3. Losing money on paper isn’t the same as losing money
During the Great Recession, an estimated 8.7 million people lost their jobs, the stock market tanked, and Americans lost a total of about $1 trillion. While crippling in its time, and undoubtedly devastating for people on the receiving end of those pink slips, most economists agree we’re well beyond the recovery, especially since most economic indicators have fully recovered.
As a result, people who were able to keep their investments and who could still afford their mortgages should be seeing more favorable numbers now. It doesn’t help the people who had to cash out their investments to pay for college tuition during those years, and it doesn’t erase the fact that many people who wanted to retire couldn’t. But as the US Community Credit Union points out, many people who kept their investments intact didn’t lose the actual money they invested.

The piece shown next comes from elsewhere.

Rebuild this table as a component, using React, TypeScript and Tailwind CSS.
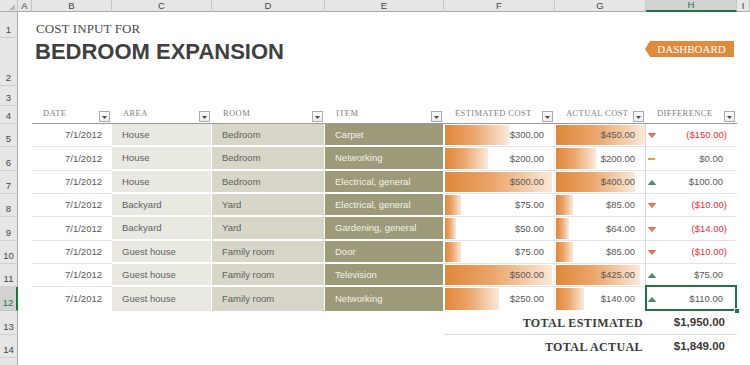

“It’s not like losing money on paper is fun, but in the worst financial crisis in nearly a century, owning a home was still the best way to keep safe. If you lost some of the value of your home, but waited the recession out, you’re probably back to where you were before 2008, if not ahead. That’s as safe as it gets,” the credit union states.
4. People (bankers) see what they’re paid to see
During the entire housing debacle and subsequent recession, America loved to hate its big banks. We still do, in fact, largely because most people weren’t penalized for ruining our economy in their quest to make a quick buck.
Though some may have turned a blind eye to the looming issue, a deeper explanation is that most of Wall Street was incentivized to see the glass as half full. Before the bubble, mortgage brokers earned about $2,000 for a fixed rate mortgage deal, but earned $10,000 for a sub-prime variable rate loan. In other words, they were monetarily encouraged to take the risk and buy up bad mortgages. “If people are paid to not see the risks, then they will not see them,” Modest Money summarized.